Just give it to me straight though...I gotta know. Thank you to all the wise and experienced boo growers out there!

Comments (7)

  • kudzu9
    12 years ago

    I agree with kentuck that mowing does not keep the rhizomes from spreading further. On the other hand, the rhizomes will not kill your bulbs. I grow the bamboo and my other half grows the flowers. Our plants are completely intermingled, with no harmful effects on either. The only downsides are: 1) sometimes we will have a bamboo culm shoot up right in the middle of a clump of day lilies, and 2) sometimes when bulbs are being planted there might be a rhizome just where we are digging a hole (much as if you would run into a shrub or tree root).

  • hank11
    12 years ago

    I have a 60 ft. long privacy screen of Phy. Aurea. On my yard side I keep it mowed and it works fine. Last spring it put up a couple of shoots 18 ft. into the yard. Even though I mowed the shoots the rhizomes are alive and healthy. I recommend putting in a barrier or root pruning to protect your flower area. If you let them get established in the flower area, you will have to pay the devil to get them out later.
    Having said all that, I re-read your post. You say you planted some "cuttings". What type of bamboo do you have? Is it a running type? or clumper?

  • mersiepoo
    Original Author
    12 years ago

    I think that it's p. bissetti, the woman I got it from has culms that are about 1 inch or more in diameter, and about 25 to 30 feet high. It's also hardy in zone 5, so I'm guessing bissetti.

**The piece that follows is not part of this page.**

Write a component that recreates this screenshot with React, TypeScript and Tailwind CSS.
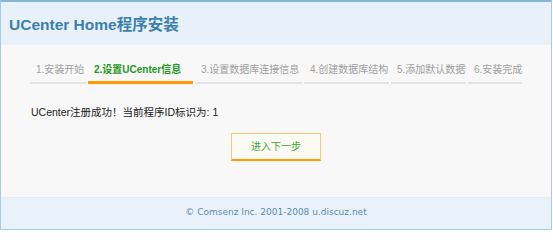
const steps = [
  { label: '1.安装开始', w: 'w-[56px]' },
  { label: '2.设置UCenter信息', w: 'w-[105px]', active: true },
  { label: '3.设置数据库连接信息', w: 'w-[107px]' },
  { label: '4.创建数据库结构', w: 'w-[85px]' },
  { label: '5.添加默认数据', w: 'w-[75px]' },
  { label: '6.安装完成', w: 'w-[54px]' },
];

export default function App() {
  return (
    <div className="h-[231px] w-[553px] bg-white">
      <div
        className="flex h-[230px] w-[552px] flex-col border-x border-t-2 border-b border-[#a9cbe6] border-t-[#86b5da] bg-[#f8f8f8]"
        style={{ fontFamily: '"Liberation Sans", "Noto Sans CJK SC", sans-serif' }}
      >
        {/* header */}
        <div className="flex h-[43px] items-center bg-[#e8f1f9] pl-[8px] pt-[3px]">
          <h1 className="text-[15.5px] font-bold text-[#3b7fad]">UCenter Home程序安装</h1>
        </div>

        {/* body */}
        <div className="flex flex-1 flex-col">
          <div className="mt-[19px] flex gap-[2px] pl-[29px]">
            {steps.map((s) => (
              <div
                key={s.label}
                className={`${s.w} whitespace-nowrap pl-[6px] pb-[5px] text-[10px] leading-[12px] ${
                  s.active
                    ? 'border-b-[3px] border-[#ff9a00] font-bold text-[#1c9a1c]'
                    : 'border-b-2 border-[#e3e3e3] text-[#a0a0a0]'
                }`}
              >
                {s.label}
              </div>
            ))}
          </div>

          <p className="mt-[21px] pl-[30px] text-[10.5px] leading-[14px] text-[#222]">
            UCenter注册成功！当前程序ID标识为: 1
          </p>

          <div className="mt-[14px] flex justify-center">
            <button className="h-[28px] w-[90px] border border-b-2 border-[#ffc66b] border-b-[#ff9a00] bg-[#fbfaf3] text-[10px] text-[#3aa73a]">
              进入下一步
            </button>
          </div>
        </div>

        {/* footer */}
        <div className="flex h-[32px] items-center justify-center border-t border-[#e0ecf6] bg-[#e9f2fa] pb-[2px] text-[9px] text-[#5c8cb2]" style={{ fontFamily: '"DejaVu Sans", sans-serif' }}>
          © Comsenz Inc. 2001-2008 u.discuz.net
        </div>
      </div>
    </div>
  );
}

    Thank you Kudzu and Kentuck for the information! I already planted all the daffy bulbs I am going to plant, and the township will mow that strip of land each fall, so hopefully I won't have any problems. I can also go out in spring and knock any new shoots over if I have to.

  • PRO
    Yardvaark
    12 years ago

    I'm chiming in late but will share the upshot of a conversation I had with an employee of the USDA experimental Bamboo station in Savahhah, Ga., during my visit there several years ago (not sure what it's official name was and which I understand is now no longer operational). Anyway, the 50' x 50' bamboo plots there were separated by 50' width grass pathways and mowing was the main method of controlling the spread of each species outside of its plot. The attendant told me that some of the bamboos did, in fact, spread beyond the 50' grass pathways and pop up in neighboring plots. Rhizomes would grow a number of feet each year and continue to live even though mowed and having no top growth. When they exceeded the grass path, they were home free in a neighboring plot. It can get vicious.

    Last year, I came across a bamboo seller (in Alabama, I believe) who had a great website with LOTS of "how to" control information. You might try to hunt them down. Sorry, I don't remember their name.

  • stevelau1911
    12 years ago

    I have observed groves where the owner does mow around their grove, but never thins out the bamboo. When there are too many culms to the point where the grove can no longer send out shoots through the middle, it will try to send out shoots progressively farther away. I've seen bissetii shoots from a 10ft tall grove with shoots popping out around 15ft away and no shoots emerging anywhere close to the grove. On the other spectrum I've seem an aureosulcata grove where the owner seems to have the grove thinned annually and fertilized. I'm not sure if he rhizome prunes however shoots are not emerging any more than 1-2ft away form the grove edge and many are still coming out of the middle getting taller each year.

    It looks like a combination cutting out smaller culms and rhizome pruning will restrict the spread of a bamboo.

  • kentuck_8b
    12 years ago

    As I mentioned above, they will run farther from the grove if given a chance for culms to develop leaves.

    I know a man who used a shredder only once a year to shred around a grove next to his hayfield, but the shoots kept popping up farther and farther away.

    Two things...he used a shredder, which left culm stumps that remained there and many grew limbs and leaves from these stumps, giving the bamboo a reason to keep spreading.

    Secondly, he did this once a year. The new shoots emerged and had a month or so to develop before being cut down.

    The man I mentioned in an earlier post above, cut around his grove at least once a week and cut as low as he could which gave the newly emerging culms no chance to produce food and spread.

    Also I agree that if a grove gets too 'thick' with culms, it will produce and store food in it's rhizomes quickly and will spread farther than a 'thinned' grove.

    The first year that I planted my black bamboo from a 1-gallon pot, it sat dormant till late Summer which it then put up a shoot 15 feet from the original plant. Bamboos will act differently in different soils and different climates, so what I see happen here may or may not happen in other parts of the country, so that needs to be considered.

    I can only speak from what I have experienced here.